Given request: Search the data below for "styles"; list each line that holds it.

▼

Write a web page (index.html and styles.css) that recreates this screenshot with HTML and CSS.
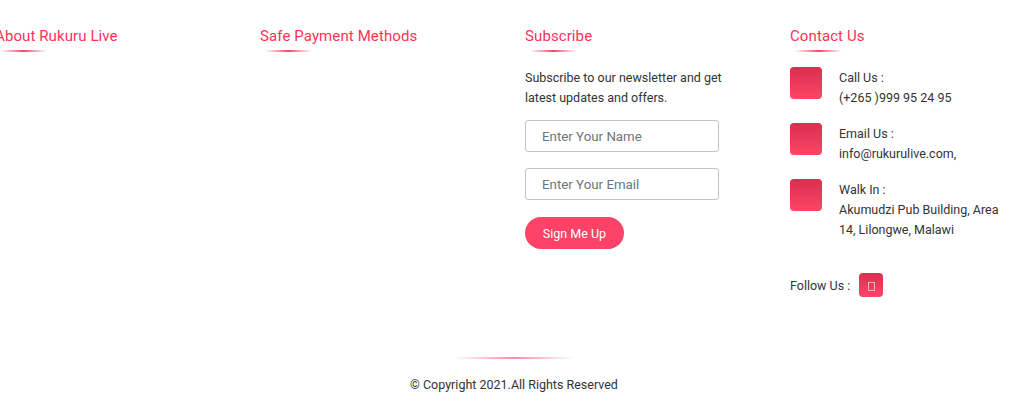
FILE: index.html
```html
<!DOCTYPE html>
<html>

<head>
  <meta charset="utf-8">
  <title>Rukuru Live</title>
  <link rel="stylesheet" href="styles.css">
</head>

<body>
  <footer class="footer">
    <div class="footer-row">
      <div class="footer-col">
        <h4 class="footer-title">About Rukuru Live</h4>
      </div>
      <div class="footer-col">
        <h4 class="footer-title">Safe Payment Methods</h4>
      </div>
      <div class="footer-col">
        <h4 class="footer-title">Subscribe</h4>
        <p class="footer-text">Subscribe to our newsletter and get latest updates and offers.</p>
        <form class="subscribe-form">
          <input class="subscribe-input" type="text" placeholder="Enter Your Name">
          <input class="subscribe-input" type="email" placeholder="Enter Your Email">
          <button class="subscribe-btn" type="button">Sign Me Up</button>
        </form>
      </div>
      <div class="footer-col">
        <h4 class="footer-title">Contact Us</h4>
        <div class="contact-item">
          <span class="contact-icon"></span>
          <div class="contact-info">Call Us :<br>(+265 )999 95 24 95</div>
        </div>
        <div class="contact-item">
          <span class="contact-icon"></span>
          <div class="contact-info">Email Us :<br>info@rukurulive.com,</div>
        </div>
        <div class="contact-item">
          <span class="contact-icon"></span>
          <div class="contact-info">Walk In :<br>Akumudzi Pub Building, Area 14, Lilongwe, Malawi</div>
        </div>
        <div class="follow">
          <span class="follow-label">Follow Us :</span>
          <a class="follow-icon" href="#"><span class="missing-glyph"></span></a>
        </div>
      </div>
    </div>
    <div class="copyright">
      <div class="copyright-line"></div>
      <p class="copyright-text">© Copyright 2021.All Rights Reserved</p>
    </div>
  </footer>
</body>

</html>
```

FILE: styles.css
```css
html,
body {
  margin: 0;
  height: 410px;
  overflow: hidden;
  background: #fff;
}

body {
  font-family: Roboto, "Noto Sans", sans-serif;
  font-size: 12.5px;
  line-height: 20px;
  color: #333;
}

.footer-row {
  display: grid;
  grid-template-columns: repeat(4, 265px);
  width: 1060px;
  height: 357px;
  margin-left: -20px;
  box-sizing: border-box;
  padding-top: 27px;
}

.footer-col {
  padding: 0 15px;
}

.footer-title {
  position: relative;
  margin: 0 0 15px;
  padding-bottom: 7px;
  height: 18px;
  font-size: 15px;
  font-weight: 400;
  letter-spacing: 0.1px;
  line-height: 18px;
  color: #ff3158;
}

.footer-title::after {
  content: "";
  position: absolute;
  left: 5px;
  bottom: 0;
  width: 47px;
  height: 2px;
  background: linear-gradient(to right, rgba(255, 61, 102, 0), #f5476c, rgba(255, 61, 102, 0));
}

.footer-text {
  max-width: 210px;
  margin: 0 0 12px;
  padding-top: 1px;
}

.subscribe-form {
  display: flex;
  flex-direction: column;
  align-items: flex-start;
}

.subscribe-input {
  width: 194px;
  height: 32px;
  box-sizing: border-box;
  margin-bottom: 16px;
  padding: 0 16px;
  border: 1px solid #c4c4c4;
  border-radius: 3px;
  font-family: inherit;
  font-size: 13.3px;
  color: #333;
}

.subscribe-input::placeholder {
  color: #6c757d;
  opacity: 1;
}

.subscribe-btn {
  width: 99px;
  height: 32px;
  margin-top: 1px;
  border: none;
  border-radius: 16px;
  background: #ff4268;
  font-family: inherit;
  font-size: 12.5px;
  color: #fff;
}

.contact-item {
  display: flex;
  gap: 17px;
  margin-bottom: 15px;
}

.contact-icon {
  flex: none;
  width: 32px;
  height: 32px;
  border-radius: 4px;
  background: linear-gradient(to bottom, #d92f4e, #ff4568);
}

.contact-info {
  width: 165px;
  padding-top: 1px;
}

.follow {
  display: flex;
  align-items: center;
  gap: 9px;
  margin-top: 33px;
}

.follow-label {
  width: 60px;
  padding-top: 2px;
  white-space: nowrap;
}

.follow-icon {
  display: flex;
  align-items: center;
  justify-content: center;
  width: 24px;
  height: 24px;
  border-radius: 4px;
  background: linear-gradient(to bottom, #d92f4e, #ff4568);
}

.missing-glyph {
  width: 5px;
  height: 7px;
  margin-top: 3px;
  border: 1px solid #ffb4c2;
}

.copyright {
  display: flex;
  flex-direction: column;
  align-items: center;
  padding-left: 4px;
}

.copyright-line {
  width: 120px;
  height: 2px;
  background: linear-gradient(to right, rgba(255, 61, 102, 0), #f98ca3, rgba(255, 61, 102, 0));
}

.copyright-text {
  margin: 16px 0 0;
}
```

▲

Exercise output:
Write a web page (index.html and styles.css) that recreates this screenshot with HTML and CSS.
  <link rel="stylesheet" href="styles.css">
FILE: styles.css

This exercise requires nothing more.